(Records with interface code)
--- Begin ---

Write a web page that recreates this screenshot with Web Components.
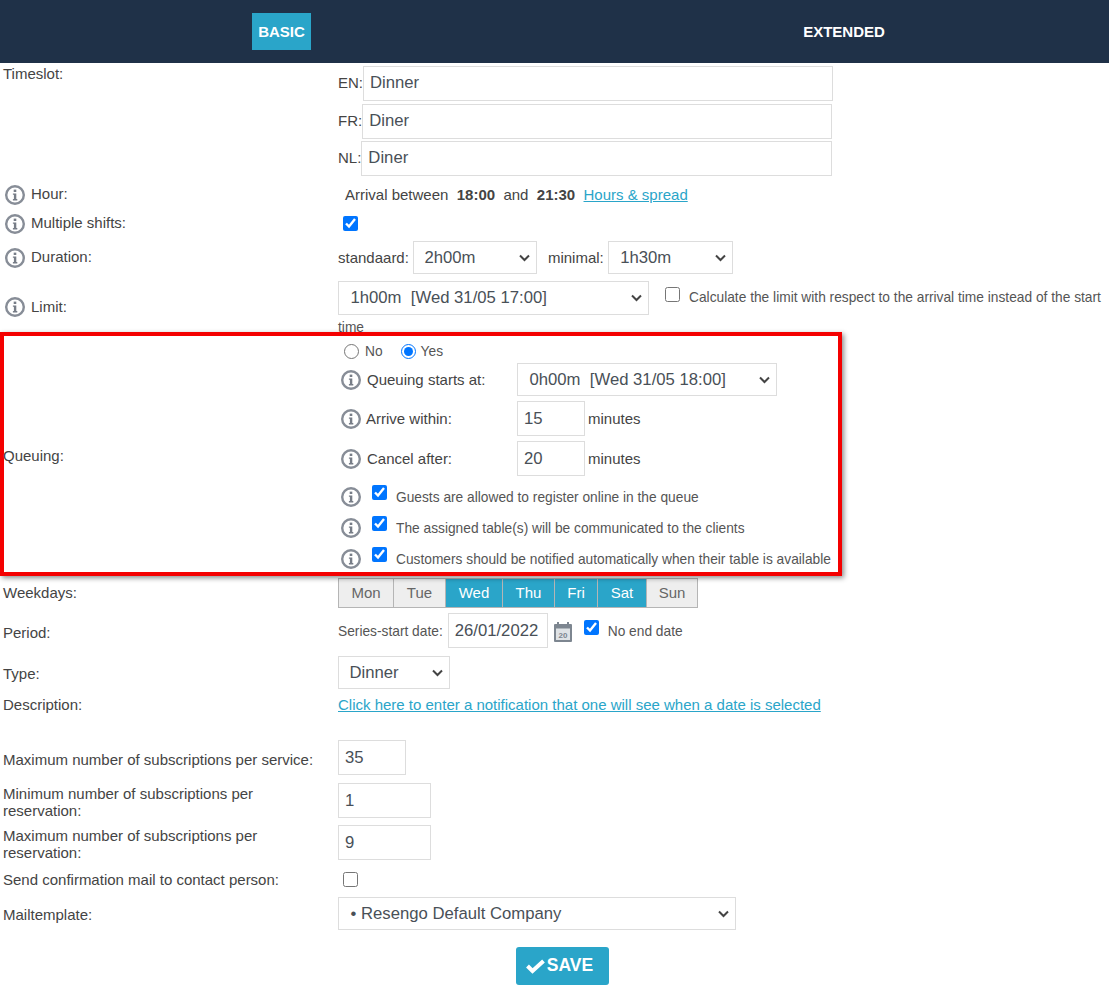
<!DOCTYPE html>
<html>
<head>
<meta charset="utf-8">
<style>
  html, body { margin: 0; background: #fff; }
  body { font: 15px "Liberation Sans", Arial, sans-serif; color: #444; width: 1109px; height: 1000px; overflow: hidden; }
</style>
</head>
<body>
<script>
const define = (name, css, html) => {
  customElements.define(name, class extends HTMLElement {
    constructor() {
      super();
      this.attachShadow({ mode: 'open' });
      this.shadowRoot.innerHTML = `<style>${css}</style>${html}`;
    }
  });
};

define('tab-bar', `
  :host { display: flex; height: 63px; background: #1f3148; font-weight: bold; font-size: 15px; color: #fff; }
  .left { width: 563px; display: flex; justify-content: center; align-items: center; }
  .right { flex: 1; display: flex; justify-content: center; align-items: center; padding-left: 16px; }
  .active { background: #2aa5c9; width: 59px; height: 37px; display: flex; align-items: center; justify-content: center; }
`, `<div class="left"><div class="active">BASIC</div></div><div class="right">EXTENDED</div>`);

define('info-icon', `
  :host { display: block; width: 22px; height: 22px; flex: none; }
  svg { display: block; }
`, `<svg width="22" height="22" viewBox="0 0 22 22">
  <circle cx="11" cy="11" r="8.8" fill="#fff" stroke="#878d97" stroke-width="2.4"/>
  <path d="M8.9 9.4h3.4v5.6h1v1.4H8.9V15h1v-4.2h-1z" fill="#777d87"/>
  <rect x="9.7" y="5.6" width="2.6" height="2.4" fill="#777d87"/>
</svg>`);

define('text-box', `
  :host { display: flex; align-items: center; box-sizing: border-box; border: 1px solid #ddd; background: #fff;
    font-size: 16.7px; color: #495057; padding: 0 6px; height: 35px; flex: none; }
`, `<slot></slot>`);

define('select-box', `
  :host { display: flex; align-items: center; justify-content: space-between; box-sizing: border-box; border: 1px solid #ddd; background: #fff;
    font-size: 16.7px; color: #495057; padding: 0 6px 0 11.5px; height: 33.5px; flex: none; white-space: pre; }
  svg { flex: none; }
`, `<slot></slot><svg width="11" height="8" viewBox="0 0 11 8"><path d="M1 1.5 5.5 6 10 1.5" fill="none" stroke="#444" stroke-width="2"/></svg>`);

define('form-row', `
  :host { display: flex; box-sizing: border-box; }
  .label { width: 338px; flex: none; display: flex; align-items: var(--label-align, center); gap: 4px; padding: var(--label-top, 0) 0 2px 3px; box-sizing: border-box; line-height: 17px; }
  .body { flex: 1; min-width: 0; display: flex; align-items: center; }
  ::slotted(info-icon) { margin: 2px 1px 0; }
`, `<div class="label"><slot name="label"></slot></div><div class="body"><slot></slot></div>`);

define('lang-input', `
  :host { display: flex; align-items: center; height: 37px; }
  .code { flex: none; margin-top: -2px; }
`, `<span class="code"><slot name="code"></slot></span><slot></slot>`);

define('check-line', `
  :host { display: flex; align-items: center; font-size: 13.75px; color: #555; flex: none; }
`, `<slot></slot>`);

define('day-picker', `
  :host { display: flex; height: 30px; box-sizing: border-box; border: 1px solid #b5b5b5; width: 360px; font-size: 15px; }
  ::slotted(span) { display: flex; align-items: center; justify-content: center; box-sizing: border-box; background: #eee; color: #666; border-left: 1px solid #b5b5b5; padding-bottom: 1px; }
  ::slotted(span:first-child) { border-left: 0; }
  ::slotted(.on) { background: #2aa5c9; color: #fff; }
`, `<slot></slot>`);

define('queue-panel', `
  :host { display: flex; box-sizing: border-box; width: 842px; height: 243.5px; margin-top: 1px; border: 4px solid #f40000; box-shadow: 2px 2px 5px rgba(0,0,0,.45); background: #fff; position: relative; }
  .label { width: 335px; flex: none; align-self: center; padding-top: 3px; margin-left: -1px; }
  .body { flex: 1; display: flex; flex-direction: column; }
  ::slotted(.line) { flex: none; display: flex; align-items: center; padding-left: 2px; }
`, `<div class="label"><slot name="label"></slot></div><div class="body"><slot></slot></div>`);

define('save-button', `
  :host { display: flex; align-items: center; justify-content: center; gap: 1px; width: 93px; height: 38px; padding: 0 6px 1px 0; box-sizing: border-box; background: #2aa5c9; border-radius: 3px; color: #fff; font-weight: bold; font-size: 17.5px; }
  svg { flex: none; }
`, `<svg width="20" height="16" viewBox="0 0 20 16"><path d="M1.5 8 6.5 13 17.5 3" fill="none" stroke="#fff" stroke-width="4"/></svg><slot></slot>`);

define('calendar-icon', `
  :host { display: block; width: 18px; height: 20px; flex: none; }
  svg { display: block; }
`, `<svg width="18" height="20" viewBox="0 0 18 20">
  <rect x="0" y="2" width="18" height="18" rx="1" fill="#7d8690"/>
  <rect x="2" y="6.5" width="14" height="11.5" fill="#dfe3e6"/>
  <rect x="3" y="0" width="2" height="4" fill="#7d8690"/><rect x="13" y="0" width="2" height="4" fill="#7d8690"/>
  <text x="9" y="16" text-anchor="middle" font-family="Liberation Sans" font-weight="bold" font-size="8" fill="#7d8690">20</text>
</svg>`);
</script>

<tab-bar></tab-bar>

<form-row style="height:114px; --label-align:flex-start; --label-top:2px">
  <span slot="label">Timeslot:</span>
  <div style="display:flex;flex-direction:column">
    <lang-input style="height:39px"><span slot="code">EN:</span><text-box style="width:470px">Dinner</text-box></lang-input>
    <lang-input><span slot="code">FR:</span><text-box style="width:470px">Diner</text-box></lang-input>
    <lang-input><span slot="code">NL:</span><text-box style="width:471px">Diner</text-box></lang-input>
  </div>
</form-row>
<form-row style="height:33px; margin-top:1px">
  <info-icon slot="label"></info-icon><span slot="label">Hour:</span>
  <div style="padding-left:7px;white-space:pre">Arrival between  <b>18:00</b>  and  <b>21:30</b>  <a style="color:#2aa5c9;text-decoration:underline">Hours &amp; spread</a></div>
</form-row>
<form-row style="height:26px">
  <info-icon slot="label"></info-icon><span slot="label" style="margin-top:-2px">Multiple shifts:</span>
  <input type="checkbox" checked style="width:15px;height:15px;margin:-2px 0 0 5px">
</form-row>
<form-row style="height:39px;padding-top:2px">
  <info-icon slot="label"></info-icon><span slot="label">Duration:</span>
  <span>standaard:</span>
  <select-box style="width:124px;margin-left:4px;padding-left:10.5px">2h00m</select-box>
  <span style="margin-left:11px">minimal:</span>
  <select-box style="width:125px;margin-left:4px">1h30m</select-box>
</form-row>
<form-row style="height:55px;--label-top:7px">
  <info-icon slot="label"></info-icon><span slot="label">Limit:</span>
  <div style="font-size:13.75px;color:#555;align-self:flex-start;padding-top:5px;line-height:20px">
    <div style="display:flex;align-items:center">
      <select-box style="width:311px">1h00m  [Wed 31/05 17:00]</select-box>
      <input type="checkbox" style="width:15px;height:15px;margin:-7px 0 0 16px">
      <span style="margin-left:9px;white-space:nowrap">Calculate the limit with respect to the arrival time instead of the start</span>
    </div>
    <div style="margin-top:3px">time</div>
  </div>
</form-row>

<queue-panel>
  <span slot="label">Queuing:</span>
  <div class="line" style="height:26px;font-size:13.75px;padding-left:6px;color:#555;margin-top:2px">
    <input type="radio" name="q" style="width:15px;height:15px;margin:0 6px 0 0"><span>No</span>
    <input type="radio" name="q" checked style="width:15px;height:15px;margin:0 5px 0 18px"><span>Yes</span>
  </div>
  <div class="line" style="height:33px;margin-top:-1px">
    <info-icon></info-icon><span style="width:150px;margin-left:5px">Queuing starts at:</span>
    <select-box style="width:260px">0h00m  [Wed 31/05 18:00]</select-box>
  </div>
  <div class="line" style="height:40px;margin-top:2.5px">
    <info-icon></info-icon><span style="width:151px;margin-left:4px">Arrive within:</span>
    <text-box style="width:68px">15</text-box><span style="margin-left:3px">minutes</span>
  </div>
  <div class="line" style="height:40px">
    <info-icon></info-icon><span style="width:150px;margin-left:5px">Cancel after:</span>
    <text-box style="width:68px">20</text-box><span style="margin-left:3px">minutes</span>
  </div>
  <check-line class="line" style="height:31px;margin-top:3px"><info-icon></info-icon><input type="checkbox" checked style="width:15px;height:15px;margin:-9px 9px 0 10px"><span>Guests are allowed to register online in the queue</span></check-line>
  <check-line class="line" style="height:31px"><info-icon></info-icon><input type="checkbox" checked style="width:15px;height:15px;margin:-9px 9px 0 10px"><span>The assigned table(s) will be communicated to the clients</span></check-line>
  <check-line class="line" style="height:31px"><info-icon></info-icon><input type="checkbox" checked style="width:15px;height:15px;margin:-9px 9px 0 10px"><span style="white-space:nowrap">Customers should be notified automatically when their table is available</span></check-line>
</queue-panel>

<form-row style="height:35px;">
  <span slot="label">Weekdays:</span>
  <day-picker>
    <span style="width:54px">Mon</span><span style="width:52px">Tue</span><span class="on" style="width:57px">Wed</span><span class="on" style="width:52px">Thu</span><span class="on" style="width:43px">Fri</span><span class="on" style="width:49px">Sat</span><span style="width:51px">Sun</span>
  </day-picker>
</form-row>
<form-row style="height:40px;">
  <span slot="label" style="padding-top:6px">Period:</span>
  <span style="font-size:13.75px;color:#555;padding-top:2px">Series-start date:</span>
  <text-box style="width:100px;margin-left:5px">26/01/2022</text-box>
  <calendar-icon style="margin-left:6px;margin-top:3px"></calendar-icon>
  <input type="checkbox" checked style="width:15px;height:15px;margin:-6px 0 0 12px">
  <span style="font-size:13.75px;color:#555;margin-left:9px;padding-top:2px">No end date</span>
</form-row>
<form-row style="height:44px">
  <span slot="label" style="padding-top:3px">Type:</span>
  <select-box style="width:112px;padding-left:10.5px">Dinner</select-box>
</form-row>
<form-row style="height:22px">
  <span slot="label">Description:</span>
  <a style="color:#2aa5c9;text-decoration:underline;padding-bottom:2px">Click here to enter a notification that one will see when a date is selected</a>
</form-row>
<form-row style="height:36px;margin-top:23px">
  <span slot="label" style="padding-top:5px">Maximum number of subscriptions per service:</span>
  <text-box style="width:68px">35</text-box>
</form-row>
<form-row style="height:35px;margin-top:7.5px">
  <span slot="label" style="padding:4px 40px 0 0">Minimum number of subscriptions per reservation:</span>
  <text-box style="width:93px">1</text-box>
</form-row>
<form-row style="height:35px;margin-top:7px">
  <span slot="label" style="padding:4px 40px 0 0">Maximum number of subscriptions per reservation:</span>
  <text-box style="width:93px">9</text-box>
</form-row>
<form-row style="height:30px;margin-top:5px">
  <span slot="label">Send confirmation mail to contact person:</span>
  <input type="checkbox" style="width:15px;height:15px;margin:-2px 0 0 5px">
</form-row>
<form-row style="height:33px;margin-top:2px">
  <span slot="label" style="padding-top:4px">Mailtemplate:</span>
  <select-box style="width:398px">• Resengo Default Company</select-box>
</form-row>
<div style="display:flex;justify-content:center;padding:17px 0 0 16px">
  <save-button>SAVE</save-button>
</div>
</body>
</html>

--- End ---
--- Begin ---

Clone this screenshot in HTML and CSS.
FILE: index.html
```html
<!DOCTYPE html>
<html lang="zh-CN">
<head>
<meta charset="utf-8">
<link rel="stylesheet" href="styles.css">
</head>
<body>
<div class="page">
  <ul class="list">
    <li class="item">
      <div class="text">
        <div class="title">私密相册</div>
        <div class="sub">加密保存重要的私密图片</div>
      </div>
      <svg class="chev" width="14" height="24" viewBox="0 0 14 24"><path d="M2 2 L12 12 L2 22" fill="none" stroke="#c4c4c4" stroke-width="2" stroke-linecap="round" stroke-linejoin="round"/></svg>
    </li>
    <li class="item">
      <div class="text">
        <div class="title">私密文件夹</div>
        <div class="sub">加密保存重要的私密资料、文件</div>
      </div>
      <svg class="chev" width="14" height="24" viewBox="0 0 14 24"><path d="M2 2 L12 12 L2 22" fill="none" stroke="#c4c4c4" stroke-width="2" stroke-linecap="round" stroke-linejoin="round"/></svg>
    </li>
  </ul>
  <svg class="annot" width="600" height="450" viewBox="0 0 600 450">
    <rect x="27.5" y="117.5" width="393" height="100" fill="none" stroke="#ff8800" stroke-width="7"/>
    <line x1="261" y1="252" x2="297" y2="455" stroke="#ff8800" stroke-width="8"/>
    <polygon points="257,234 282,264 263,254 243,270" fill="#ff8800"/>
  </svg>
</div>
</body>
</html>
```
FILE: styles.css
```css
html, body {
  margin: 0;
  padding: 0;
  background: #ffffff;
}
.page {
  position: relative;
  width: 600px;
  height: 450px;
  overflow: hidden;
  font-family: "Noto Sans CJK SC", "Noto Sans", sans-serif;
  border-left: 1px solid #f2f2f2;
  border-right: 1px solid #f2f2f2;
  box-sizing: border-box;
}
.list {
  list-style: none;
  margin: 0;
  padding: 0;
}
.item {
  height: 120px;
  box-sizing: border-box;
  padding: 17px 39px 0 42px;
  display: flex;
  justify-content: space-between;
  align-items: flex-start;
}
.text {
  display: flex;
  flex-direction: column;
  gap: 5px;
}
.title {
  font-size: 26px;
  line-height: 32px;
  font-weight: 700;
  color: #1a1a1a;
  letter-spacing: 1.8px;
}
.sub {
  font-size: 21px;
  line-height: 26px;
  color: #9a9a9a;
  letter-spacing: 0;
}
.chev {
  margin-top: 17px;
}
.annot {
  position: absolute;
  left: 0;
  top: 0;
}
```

--- End ---

(Written instruction) For the listing above, give the number of lines in which the string "that" occurs, and nothing else.

(Answer to the problem) 2